Today something happened to my fiancé and I that we will never forget.
As we walked through the hospital to get to our fertility consultant appointment, our attention was drawn towards an old man pushing an elderly woman in a wheelchair. Time seemed to stand still as I had only meant to glance over but somehow the man grabbed our attention. This same man then looked us both straight in the eyes, one after the other and simply said “There is a light at the end of the tunnel” Once again time stood still. It felt so out of the blue, him saying this to us and we were so shocked all I could do was say thankyou before we started to walk to our appointment again. The mans eerie comment wouldn’t leave our heads as we sat in the waiting room but then quickly disappeared when we were called in.
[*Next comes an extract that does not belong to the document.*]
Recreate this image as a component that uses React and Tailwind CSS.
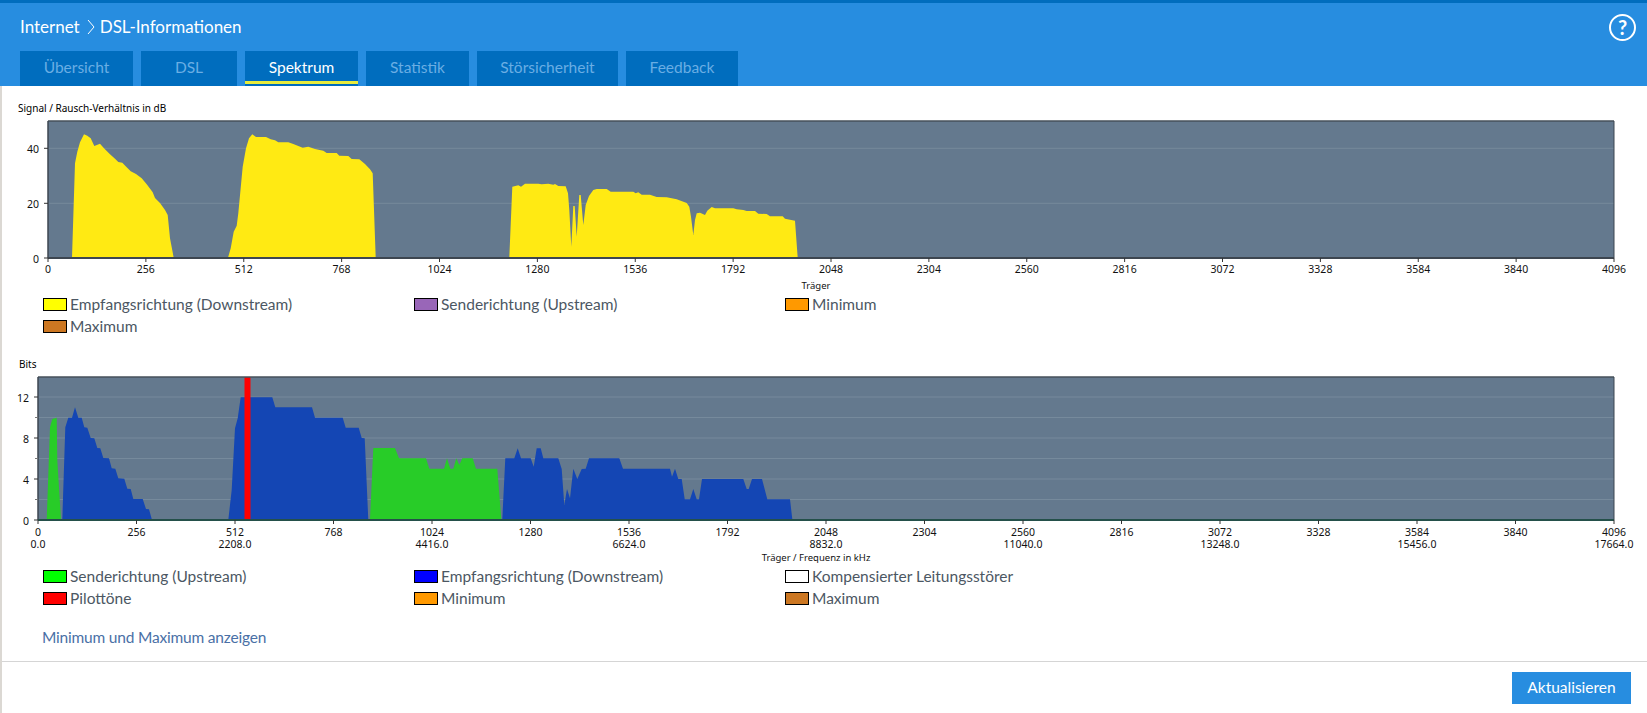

Once in the room I could feel the emotions building up inside as I looked from my fiancé back to the consultant. My consultant started off by telling us that my fiancé has a high quantity of sperm but that a percentage of it had low mobility. This of course led to my eyes welling up. The consultant then went on to tell us that based on the results of my blood tests, X-ray and ultrasound combined with the sperm analysis results that we were very much ideal candidates for IVF but that wasn’t the end of the good news, our consultant also said that we have a small chance at being able to conceive by ourselves. Which then lead to tears of relief and happiness streaming down my face! We then got down to the finer details. I would have to lose a bit more weight (which turned out to be not so little, 3 stone to be precise) before we could be referred on to the IVF clinic. We were then told that people like us (age, health etc.) had a very high IVF success rate and that the waiting list for our demographic was fairly short too so we would be able to start the next stage of our IVF journey shortly after being referred. The consultant said that we should come back in 6 months time and if we hadn’t conceived by ourselves by then and I had lost the weight I needed to, to get my BMI down into a suitable range, then he would refer us on to the IVF clinic. As soon as we got out of the appointment room my mind flashed back to the old man. I got goosebumps as it hit me how true his words were. Everyone we told about that moment agreed with us how it sounded eerie but not creepy, just a special other worldly moment.
That old man’s words have stuck with us all day. I will never forget that moment. There was/is light at the end of the tunnel. Afterall the NHS are going to help us try to have a baby!